As ever, the bottom line is, are we willing to be awake right now? That lazy, retirement brand of enlightenment you’ve been looking and waiting for? Good luck with that.
Fred Davis 12.3.2013
Eliane
December 5, 2013 @ 2:28 pm
Thank you for doing what you do Fred. What an impact you’ve had and continue to have in my life. I experienced clarity again while reading this post last night. Back to experiencing from an all encompassing peace. Which this unit REALLY loves! And is so glad to be experiencing again. Free from being lost in worry and the weight of the world. What a relief!
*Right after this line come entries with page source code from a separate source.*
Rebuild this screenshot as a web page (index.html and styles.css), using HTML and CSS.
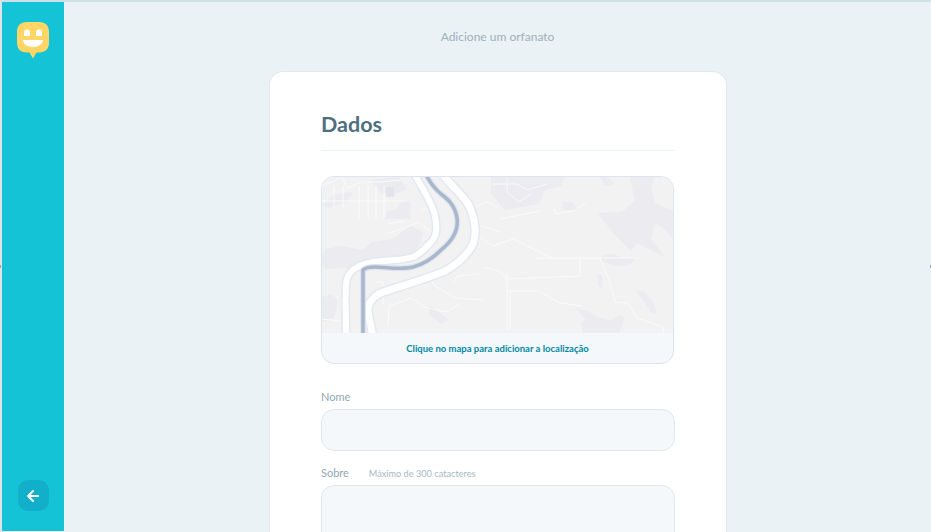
FILE: index.html
```html
<!doctype html>
<html lang="pt-BR">
  <head>
    <meta charset="UTF-8" />
    <meta name="viewport" content="width=device-width, initial-scale=1.0" />
    <title>Adicione um orfanato</title>
    <link rel="stylesheet" href="styles.css">
  </head>
  <body>
    <div id="app" class="page">
      <aside class="sidebar">
        <svg class="logo" viewBox="0 0 32 37" width="32" height="37">
          <path fill="#ffd666" d="M10 0h12c6.500 0 10 3.500 10 10v10.500c0 6.500-3.500 10-10 10h-2.500L16 36.500l-3.500-6H10c-6.500 0-10-3.500-10-10V10C0 3.500 3.500 0 10 0z" />
          <path fill="#fff" d="M7 14v-3.500a3 3 0 0 1 6 0V14zM19 14v-3.500a3 3 0 0 1 6 0V14zM6 18h20c0 4-4.500 7-10 7S6 22 6 18z" />
        </svg>
        <button class="back-btn" type="button" aria-label="Voltar">
          <svg viewBox="0 0 14 14" width="14" height="14">
            <path fill="none" stroke="#fff" stroke-width="2" stroke-linecap="round" stroke-linejoin="round" d="M12 7H2M7 2L2 7l5 5" />
          </svg>
        </button>
      </aside>

      <main class="content">
        <header class="topbar">Adicione um orfanato</header>

        <form class="card">
          <h2 class="card-title">Dados</h2>

          <div class="map-box">
            <svg class="map" viewBox="0 0 353 157" width="353" height="157" preserveAspectRatio="none">
              <rect width="353" height="157" fill="#f2f2f3" />
              <g fill="#ebebf0">
                <path d="M4 73l16-3 22 4 8-8 22-3 18-14 12 8-8 22-18 8-28 0-6 4-38 2-4-8z" />
                <path d="M63 43l4-8 10-2 3-8 10 0-1 18z" />
                <path d="M50 4l28-3 8 12-14 6-12-2z" />
                <path d="M0 122l10-4 7 6-4 18-13 4z" />
                <path d="M0 30l14-12 18-2-6 10-18 6z" />
                <path d="M170 1l52 0 22-1-4 10-16 4-6 14-34 6-14-16z" />
                <path d="M241 26h10l6 8-14 0z" />
                <path d="M279 1h8l6 7-9 2z" />
                <path d="M277 37l20-1 5-1 12-10-2-10-3-14h24l-3 12 4 14 18 8v28l-8-10-10-6-4 16 14 18-16-8-12-6-6 8-18-18z" />
                <path d="M254 131l12 4 10 6 14 4 8-6 6 2-6 16h-36l-2-10 4-4z" />
                <path d="M314 114l10 2 8 10 4 12-6-2-8-12z" />
                <path d="M276 98l5 2 1 12-5-2z" />
                <path d="M281 80l12-2 8 4h14l-6 6-12 2-6-1-11-4z" />
                <path d="M108 130l10 6 10 8-8 4-12-10z" />
              </g>
              <path fill="#e3e3eb" d="M65 11h8v10h-8z" />
              <g fill="none" stroke="#fbfbfc" stroke-width="1" stroke-linejoin="round" stroke-linecap="round">
                <path d="M0 25h85M13 10v22M22 10v22M38 10v32M47 10v32M55 10v32M63 10v32M0 10l13-5 7-5 6 12 14-6 20 0 20-2M67 48l16-3" />
                <path d="M66 58l18-6 14-6 14 12M100 34l14-2" />
                <path d="M179 43l40-8M232 31l3 7 17-3 13-8M172 8h24l10 6 20-6M186 2v14l12 10 12-8" />
                <path d="M157 60l15 10 20-7 14 7 25 12h86M214 82h17" />
                <path d="M259 82v18l-73 3-8-8-16-4M186 97v57M189 117v37M186 115h31l22 12 22 3" />
                <path d="M279 82l10 25 5 19 13 1 9 15 6 2 20 7v6" />
                <path d="M55 106h7v22M67 150l1-20 22-8 16 10 20 4 12-8M0 143l20 2M108 100l6 10 20 12 28 2M133 106l3-6 22-2" />
                <path d="M155 30l12-4 10 6M160 50l20 6" />
              </g>
              <g fill="none" stroke-linejoin="round">
                <path stroke="#e3e8f0" stroke-width="9" d="M94 -1C102 14 112 28 114 40C116 52 116 58 112 64C106 70 100 78 92 81C80 85 60 84 48 87C34 90 26 96 25 108C24 122 25 140 25 158" />
                <path stroke="#fff" stroke-width="6" d="M94 -1C102 14 112 28 114 40C116 52 116 58 112 64C106 70 100 78 92 81C80 85 60 84 48 87C34 90 26 96 25 108C24 122 25 140 25 158" />
                <path stroke="#e3e8f0" stroke-width="10" d="M122 -1C132 12 146 22 150 34C154 46 156 58 152 68C146 80 136 88 124 95C108 102 80 110 62 116C52 120 46 128 47 136C48 144 51 150 51 158" />
                <path stroke="#fff" stroke-width="7" d="M122 -1C132 12 146 22 150 34C154 46 156 58 152 68C146 80 136 88 124 95C108 102 80 110 62 116C52 120 46 128 47 136C48 144 51 150 51 158" />
                <path stroke="#dfe5ee" stroke-width="6" d="M105 -1C110 8 114 13 120 18C128 24 134 30 136 42C138 56 130 66 120 74C112 82 104 88 92 91C80 94 66 91 54 91C48 91 44 92 42 94V158" />
                <path stroke="#a9b7cd" stroke-width="3.500" d="M105 -1C110 8 114 13 120 18C128 24 134 30 136 42C138 56 130 66 120 74C112 82 104 88 92 91C80 94 66 91 54 91C48 91 44 92 42 94V158" />
              </g>
            </svg>
            <p class="map-hint">Clique no mapa para adicionar a localização</p>
          </div>

          <div class="field">
            <label class="field-label" for="nome">Nome</label>
            <input class="field-input" id="nome" type="text" />
          </div>

          <div class="field">
            <label class="field-label" for="sobre">Sobre <span class="field-note">Máximo de 300 catacteres</span></label>
            <textarea class="field-input field-text" id="sobre"></textarea>
          </div>
        </form>
      </main>
      <i class="tick tick-left"></i>
      <i class="tick tick-right"></i>
    </div>
  </body>
</html>
```

FILE: styles.css
```css
* {
  box-sizing: border-box;
}
html,
body {
  height: 100%;
  margin: 0;
  overflow: hidden;
}
body {
  background-color: #ebf2f5;
  color: #5c8599;
  font-family: "Lato", "Open Sans", sans-serif;
}
.page {
  position: relative;
  display: flex;
  height: 532px;
  border-top: 2px solid #cfe0e8;
  border-left: 2px solid #dde5ea;
}
.sidebar {
  flex: 0 0 62px;
  height: 529px;
  padding: 20px 15px;
  display: flex;
  flex-direction: column;
  justify-content: space-between;
  align-items: center;
  background-color: #15c3d6;
}
.logo {
  display: block;
}
.back-btn {
  width: 31px;
  height: 31px;
  padding: 0;
  display: flex;
  align-items: center;
  justify-content: center;
  border: none;
  border-radius: 10px;
  background-color: #12afcb;
}
.content {
  flex: 1;
  min-width: 0;
  height: 530px;
  overflow: hidden;
}
.topbar {
  height: 69px;
  padding-top: 27px;
  text-align: center;
  font-size: 12px;
  line-height: 15px;
  color: #9db1bc;
}
.card {
  width: 458px;
  height: 461px;
  margin-left: 205px;
  padding: 37px 51px 0;
  background-color: #fff;
  border: 1px solid #dfeaee;
  border-bottom: none;
  border-radius: 14px 14px 0 0;
}
.card-title {
  width: 353px;
  margin: 0 0 25px;
  padding-bottom: 11px;
  font-size: 21.500px;
  line-height: 30px;
  font-weight: 700;
  color: #4d6f80;
  border-bottom: 1px solid #ebf2f5;
}
.map-box {
  width: 353px;
  height: 188px;
  overflow: hidden;
  background-color: #f5f8fa;
  border: 1px solid #dde3f0;
  border-radius: 13px;
  margin-bottom: 26px;
}
.map {
  display: block;
  margin: -1px -1px 0;
  filter: blur(0.4px);
}
.map-hint {
  margin: 0;
  padding-top: 9px;
  text-align: center;
  font-size: 9.500px;
  line-height: 14px;
  font-weight: 700;
  color: #0089a5;
}
.field {
  margin-bottom: 15px;
}
.field-label {
  display: block;
  margin-bottom: 6px;
  font-size: 11px;
  line-height: 13px;
  color: #8fa7b3;
}
.field-note {
  margin-left: 17px;
  font-size: 9.200px;
  line-height: 9px;
  color: #a8b9c3;
}
.field-input {
  display: block;
  width: 354px;
  height: 42px;
  background-color: #f5f8fa;
  border: 1px solid #dfe8ec;
  border-radius: 13px;
  outline: none;
}
.field-text {
  height: 120px;
  resize: none;
}
.tick {
  position: absolute;
  top: 263px;
  width: 1px;
  height: 3px;
  background-color: #9aa5ab;
}
.tick-left {
  left: -2px;
}
.tick-right {
  right: 0;
}
```
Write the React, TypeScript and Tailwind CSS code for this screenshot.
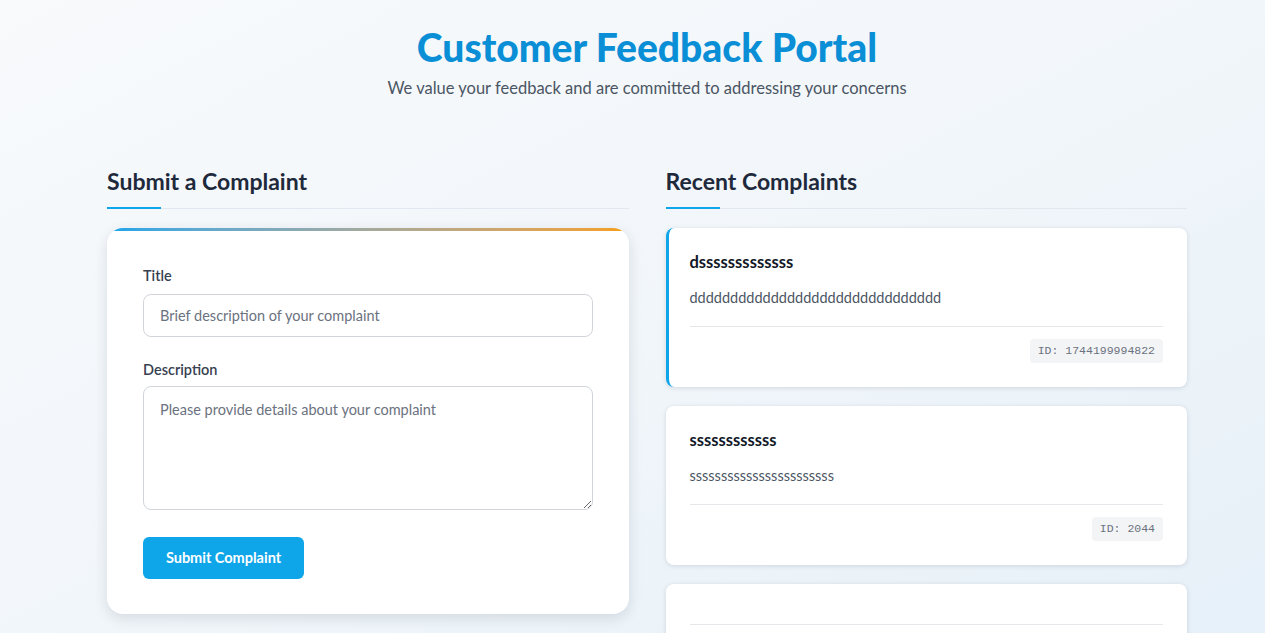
const complaints = [
  { id: 1744199994822, title: 'dsssssssssssss', description: 'ddddddddddddddddddddddddddddddd', active: true },
  { id: 2044, title: 'ssssssssssss', description: 'sssssssssssssssssssssss', active: false },
  { id: 0, title: '', description: '', active: false },
]

const SectionTitle = ({ children }: { children: React.ReactNode }) => (
  <div className="mb-[19px]">
    <h2 className="text-[23px] leading-[30px] font-bold text-[#1e293b] pb-[10px]">{children}</h2>
    <div className="flex items-end h-[3px]">
      <div className="w-[54px] h-[2px] bg-[#0ea5e9]" />
      <div className="flex-1 h-px bg-[#e2e8f0]" />
    </div>
  </div>
)

const App = () => {
  return (
    <div
      className="min-h-screen pl-[29px] bg-gradient-to-br from-[#f8fafc] via-[#f1f6fa] to-[#e6f0f8] text-[#1f2937]"
      style={{ fontFamily: 'Lato, "Noto Sans", sans-serif' }}
    >
      <header className="text-center pt-[24px]">
        <h1 className="text-[39px] leading-[46px] font-black text-[#0a8fd6]">Customer Feedback Portal</h1>
        <p className="mt-[6px] text-[16.5px] text-[#4b5563]">
          We value your feedback and are committed to addressing your concerns
        </p>
      </header>

      <main className="max-w-[1080px] mx-auto mt-[65px] grid grid-cols-2 gap-[37px]">
        <section>
          <SectionTitle>Submit a Complaint</SectionTitle>
          <div className="bg-white rounded-2xl shadow-[0_4px_14px_rgba(15,23,42,0.12)] overflow-hidden">
            <div className="h-[3px] bg-gradient-to-r from-[#0ea5e9] to-[#f59e0b]" />
            <form className="px-9 pt-[35px] pb-[35px]">
              <div className="mb-[23px]">
                <label className="block text-[14.5px] font-semibold text-[#374151] mb-2 leading-5">Title</label>
                <input
                  className="w-full h-[43px] rounded-lg border border-[#d1d5db] px-4 text-[14.5px] placeholder:text-[#6b7280] outline-none"
                  placeholder="Brief description of your complaint"
                />
              </div>
              <div className="mb-[27px]">
                <label className="block text-[14.5px] font-semibold text-[#374151] mb-[6px] leading-5">Description</label>
                <textarea
                  className="w-full h-[124px] rounded-lg border border-[#d1d5db] px-4 py-3 text-[14.5px] placeholder:text-[#6b7280] outline-none block"
                  placeholder="Please provide details about your complaint"
                />
              </div>
              <button
                type="button"
                className="h-[42px] w-[161px] rounded-md bg-[#0ea5e9] text-white text-[14.5px] font-bold"
              >
                Submit Complaint
              </button>
            </form>
          </div>
        </section>

        <section>
          <SectionTitle>Recent Complaints</SectionTitle>
          <div className="flex flex-col gap-[19px]">
            {complaints.map((c, i) => (
              <div
                key={i}
                className={`bg-white rounded-lg shadow-[0_1px_5px_rgba(15,23,42,0.13)] px-6 pt-[22px] pb-6 ${c.active ? 'border-l-[3px] border-[#0ea5e9] pl-[21px]' : ''}`}
              >
                <h3 className="text-[16.5px] font-bold text-[#111827] leading-6 mb-[14px]">{c.title}</h3>
                <p className="text-[14.5px] text-[#4b5563] leading-5 mb-[18px]">{c.description}</p>
                <div className="border-t border-[#e5e7eb] pt-3 flex justify-end">
                  {c.title && (
                    <span
                      className="bg-[#f3f4f6] text-[#6b7280] text-[11.5px] leading-4 px-2 py-1 rounded"
                      style={{ fontFamily: '"Liberation Mono", monospace' }}
                    >
                      ID: {c.id}
                    </span>
                  )}
                </div>
              </div>
            ))}
          </div>
        </section>
      </main>
    </div>
  )
}

export default App
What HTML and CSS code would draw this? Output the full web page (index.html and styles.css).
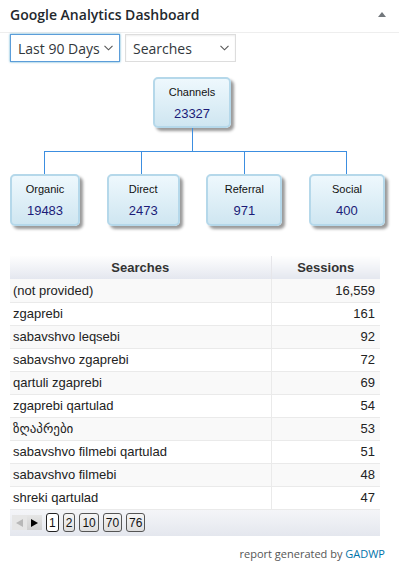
FILE: index.html
```html
<!DOCTYPE html>
<html lang="en">
<head>
<meta charset="UTF-8" />
<title>Google Analytics Dashboard</title>
<link rel="stylesheet" href="styles.css">
</head>
<body>
<div class="widget">
<div class="widget-head">
<h2>Google Analytics Dashboard</h2>
<span class="toggle"></span>
</div>

<div class="controls">
<div class="select select-focus">
<span>Last 90 Days</span>
<svg width="9" height="6" viewBox="0 0 9 6"><path d="M0.5 0.8 L4.5 4.8 L8.5 0.8" fill="none" stroke="#555" stroke-width="1.1"/></svg>
</div>
<div class="select select-wide">
<span>Searches</span>
<svg width="9" height="6" viewBox="0 0 9 6"><path d="M0.5 0.8 L4.5 4.8 L8.5 0.8" fill="none" stroke="#555" stroke-width="1.1"/></svg>
</div>
</div>

<div class="orgchart">
<div class="org-top">
<div class="org-node node-parent">
<span class="node-label">Channels</span>
<span class="node-value">23327</span>
</div>
</div>
<svg class="org-lines" width="375" height="46" viewBox="0 0 375 46">
<g stroke="#3c8ee0" stroke-width="1" fill="none">
<path d="M182.5 0 V23.5"/>
<path d="M34 23.5 H337"/>
<path d="M34.5 23 V46"/>
<path d="M131.5 23 V46"/>
<path d="M234.5 23 V46"/>
<path d="M336.5 23 V46"/>
</g>
</svg>
<div class="org-children">
<div class="org-node">
<span class="node-label">Organic</span>
<span class="node-value">19483</span>
</div>
<div class="org-node">
<span class="node-label">Direct</span>
<span class="node-value">2473</span>
</div>
<div class="org-node">
<span class="node-label">Referral</span>
<span class="node-value">971</span>
</div>
<div class="org-node">
<span class="node-label">Social</span>
<span class="node-value">400</span>
</div>
</div>
</div>

<div class="gtable">
<table>
<thead>
<tr><th class="col-name">Searches</th><th class="col-num">Sessions</th></tr>
</thead>
<tbody>
<tr class="odd"><td>(not provided)</td><td class="num">16,559</td></tr>
<tr><td>zgaprebi</td><td class="num">161</td></tr>
<tr class="odd"><td>sabavshvo leqsebi</td><td class="num">92</td></tr>
<tr><td>sabavshvo zgaprebi</td><td class="num">72</td></tr>
<tr class="odd"><td>qartuli zgaprebi</td><td class="num">69</td></tr>
<tr><td>zgaprebi qartulad</td><td class="num">54</td></tr>
<tr class="odd"><td>ზღაპრები</td><td class="num">53</td></tr>
<tr><td>sabavshvo filmebi qartulad</td><td class="num">51</td></tr>
<tr class="odd"><td>sabavshvo filmebi</td><td class="num">48</td></tr>
<tr><td>shreki qartulad</td><td class="num">47</td></tr>
</tbody>
</table>
<div class="pager">
<span class="pg-arrow disabled"><svg width="7" height="8" viewBox="0 0 7 8"><path d="M7 0 V8 L0 4 Z" fill="#b8b8b8"/></svg></span>
<span class="pg-arrow"><svg width="7" height="8" viewBox="0 0 7 8"><path d="M0 0 V8 L7 4 Z" fill="#000"/></svg></span>
<span class="pg-btn current">1</span>
<span class="pg-btn">2</span>
<span class="pg-btn">10</span>
<span class="pg-btn">70</span>
<span class="pg-btn">76</span>
</div>
</div>

<div class="footer">report generated by <a href="#">GADWP</a></div>
</div>
</body>
</html>
```

FILE: styles.css
```css
* {
box-sizing: border-box;
margin: 0;
padding: 0;
}

body {
width: 399px;
height: 563px;
background: #fff;
font-family: 'Open Sans', sans-serif;
color: #32373c;
}

.widget-head {
display: flex;
align-items: center;
justify-content: space-between;
height: 33px;
padding: 0 13px 3px 10px;
border-bottom: 1px solid #eee;
}

.widget-head h2 {
font-size: 14px;
font-weight: 600;
color: #23282d;
}

.toggle {
width: 0;
height: 0;
border-left: 4px solid transparent;
border-right: 4px solid transparent;
border-bottom: 5px solid #72777c;
}

.controls {
display: flex;
gap: 5px;
padding: 1px 10px 0;
}

.select {
display: flex;
align-items: center;
justify-content: space-between;
width: 110px;
height: 28px;
padding: 0 6px 0 7px;
border: 1px solid #ddd;
background: #fff;
font-size: 14px;
color: #32373c;
box-shadow: inset 0 1px 2px rgba(0,0,0,0.07);
}

.select-focus {
border-color: #5b9dd9;
box-shadow: 0 0 2px rgba(30,140,190,0.8);
}

.select-wide {
width: 111px;
}

.orgchart {
padding: 15px 0 0 10px;
width: 385px;
}

.org-top {
padding-left: 143px;
}

.org-lines {
display: block;
}

.org-node {
display: flex;
flex-direction: column;
align-items: center;
width: 78px;
height: 51px;
padding-top: 6px;
border: 2px solid #b5d8ea;
border-radius: 5px;
background: linear-gradient(#eef8fd, #cfe6f1);
box-shadow: 3px 3px 3px rgba(0,0,0,0.4);
font-family: 'Liberation Sans', Arial, sans-serif;
}

.org-children {
display: grid;
grid-template-columns: 70px 73px 76px 76px;
justify-content: space-between;
}

.org-children .org-node {
width: auto;
height: 52px;
}

.node-label {
font-size: 11px;
color: #111;
line-height: 14px;
}

.node-value {
margin-top: 7px;
font-size: 13px;
color: #1b1b78;
line-height: 15px;
}

.gtable {
margin: 30px 0 0 10px;
width: 370px;
font-family: 'Liberation Sans', Arial, 'DejaVu Sans', sans-serif;
font-size: 13px;
color: #222;
}

.gtable table {
width: 100%;
border-collapse: collapse;
}

.gtable th {
height: 23px;
font-weight: bold;
color: #333;
background: linear-gradient(#fefefe, #e4e7ef);
border-right: 1px solid #e6e6ea;
}

.gtable th:last-child {
border-right: none;
}

.col-name {
width: 261px;
}

.gtable td {
height: 23px;
padding: 0 5px 0 3px;
border-bottom: 1px solid #eaeaea;
border-right: 1px solid #eaeaea;
background: #fff;
}

.gtable td:last-child {
border-right: none;
}

.gtable tr.odd td {
background: #f9f9f9;
}

.gtable td.num {
text-align: right;
}

.pager {
display: flex;
align-items: center;
height: 26px;
padding: 0 0 0 2px;
background: linear-gradient(#f4f5f8, #e4e7ee);
}

.pg-arrow {
display: flex;
align-items: center;
justify-content: center;
width: 15px;
height: 15px;
background: linear-gradient(#e6e6e6, #d0d0d0);
}

.pg-arrow.disabled {
background: #e6e6e6;
}

.pg-btn {
display: flex;
align-items: center;
justify-content: center;
min-width: 12px;
height: 19px;
padding: 0 2px;
margin-left: 4px;
border: 1px solid #555;
border-radius: 3px;
background: linear-gradient(#f6f6f6, #dedede);
font-size: 12px;
color: #111;
}

.pg-btn.current {
background: #fff;
border-color: #222;
margin-left: 4px;
}

.footer {
margin-top: 10px;
padding-right: 14px;
text-align: right;
font-size: 11px;
color: #555;
}

.footer a {
color: #0073aa;
text-decoration: none;
}
```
What an amazing gift you have with your words.
Lots of love to you!
Fred Davis
December 5, 2013 @ 5:10 pm
Hi, Eliane! It’s great to hear from you, and I’m so happy that your experience of Yourself continues to unfold.
All love,
Fred
Paul
December 12, 2013 @ 3:00 pm
1) the overall game result doesn’t depend on the cards you get
2) rejection is just as strong and good as acceptance if it comes from awareness
3) momentum/inertia is nothing if awareness is present and strong.
Fred Davis
December 12, 2013 @ 4:18 pm
Is that true?
Paul
December 13, 2013 @ 11:37 pm
It is in my experience. Absolute is 100% true. But relative is also 100%true. This is what I am talking about here.
Fred Davis
December 13, 2013 @ 11:48 pm
Ah. THAT is certainly true! Mind wants to know, “Is it like this, or is it like that? Which is it?”